Only lines with the string "this" matter here; gather them from the material below.

__________

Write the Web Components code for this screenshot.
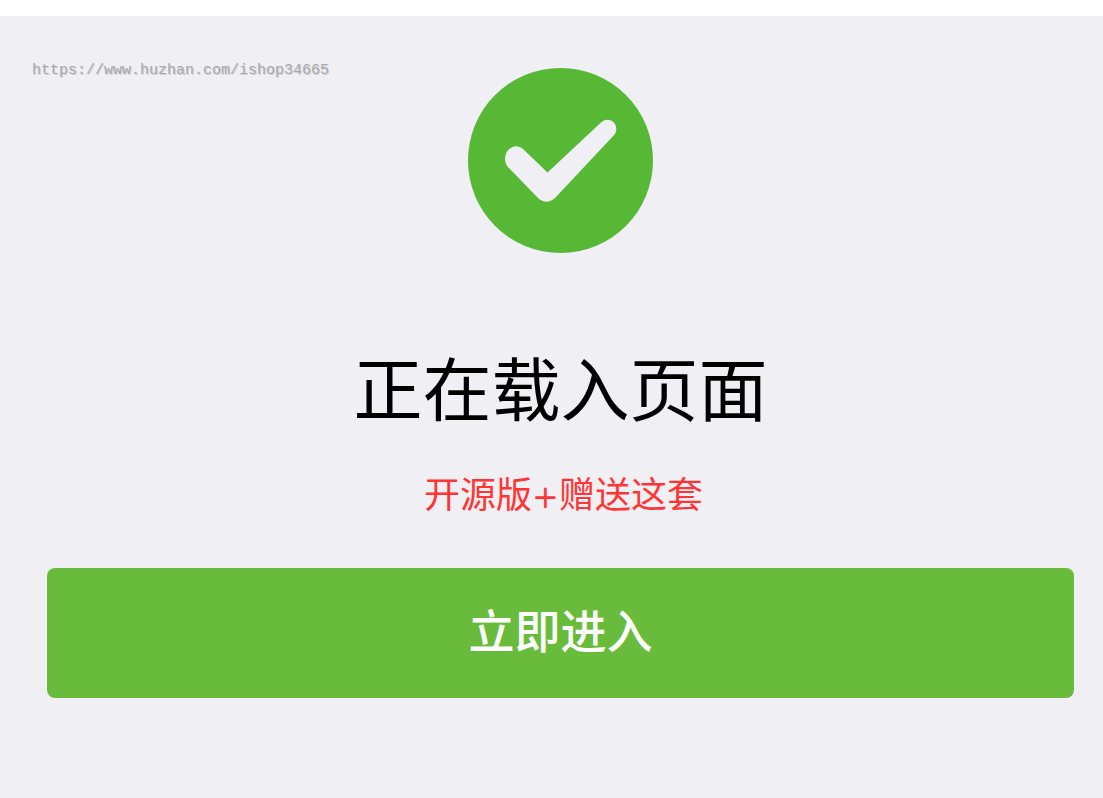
<!DOCTYPE html>
<html lang="zh-CN">
<head>
<meta charset="utf-8">
<meta name="viewport" content="width=device-width, initial-scale=1">
<title>正在载入页面</title>
<style>
body { margin: 0; background: #efeff4; font-family: "Noto Sans CJK SC", sans-serif; }
</style>
</head>
<body>
<loading-page>
  <site-mark slot="mark">https://www.huzhan.com/ishop34665</site-mark>
  <success-icon slot="icon"></success-icon>
  <status-message slot="message">正在载入页面<span slot="note">开源版<plus-sign>+</plus-sign>赠送这套</span></status-message>
  <enter-button slot="action">立即进入</enter-button>
</loading-page>
<script>
function define(name, html) {
  const template = document.createElement('template');
  template.innerHTML = html;
  customElements.define(name, class extends HTMLElement {
    constructor() {
      super();
      this.attachShadow({ mode: 'open' }).append(template.content.cloneNode(true));
    }
  });
}

define('loading-page', `
  <style>
    :host { display: block; position: relative; min-height: 100vh; box-sizing: border-box; border-top: 16px solid #fff; background: #efeff4; }
    main { display: flex; flex-direction: column; align-items: center; padding: 52px 29px 48px 47px; }
    ::slotted([slot=mark]) { position: absolute; left: 32px; top: 45px; }
    ::slotted([slot=message]) { margin-top: 92px; }
    ::slotted([slot=action]) { align-self: stretch; margin-top: 52px; }
  </style>
  <slot name="mark"></slot>
  <main><slot name="icon"></slot><slot name="message"></slot><slot name="action"></slot></main>`);

define('site-mark', `
  <style>
    :host { display: block; font: 15px/20px "Liberation Mono", monospace; color: #a8a8aa; text-shadow: 1px 1px #d0d0d3; }
  </style>
  <slot></slot>`);

define('success-icon', `
  <style>
    :host { display: block; width: 186px; height: 186px; }
    svg { display: block; width: 100%; height: 100%; }
  </style>
  <svg viewBox="0 0 186 186" role="img" aria-label="成功">
    <circle cx="92.5" cy="92.5" r="92.5" fill="#57b835"/>
    <path fill="#efeff4" d="M55 81 L79.500 104.500 L133 54.500 C142 47 152 57 147 66 L88 129 Q79 138 70 130 L39 98 C32 86 45 72 55 81 Z"/>
  </svg>`);

define('status-message', `
  <style>
    :host { display: block; text-align: center; }
    h1 { margin: 0; font-size: 69px; line-height: 80px; font-weight: 400; color: #000; }
    p { margin: 42px 0 0; padding-left: 6px; font-size: 36px; line-height: 48px; color: #ff3535; text-autospace: no-autospace; }
  </style>
  <h1><slot></slot></h1>
  <p><slot name="note"></slot></p>`);

define('plus-sign', `
  <style>
    :host { display: inline-block; font-family: "DejaVu Sans", sans-serif; font-size: 32px; line-height: 1; }
  </style>
  <slot></slot>`);

define('enter-button', `
  <style>
    :host { display: block; }
    button { display: block; width: 100%; margin: 0; padding: 28px 16px 38px; border: 0; border-radius: 8px; background: #69bc3b; color: #fff; font: 500 46px/64px "Noto Sans CJK SC", sans-serif; cursor: pointer; }
  </style>
  <button type="button"><slot></slot></button>`);
</script>
</body>
</html>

__________

- _Task solution_:
Write the Web Components code for this screenshot.
      this.attachShadow({ mode: 'open' }).append(template.content.cloneNode(true));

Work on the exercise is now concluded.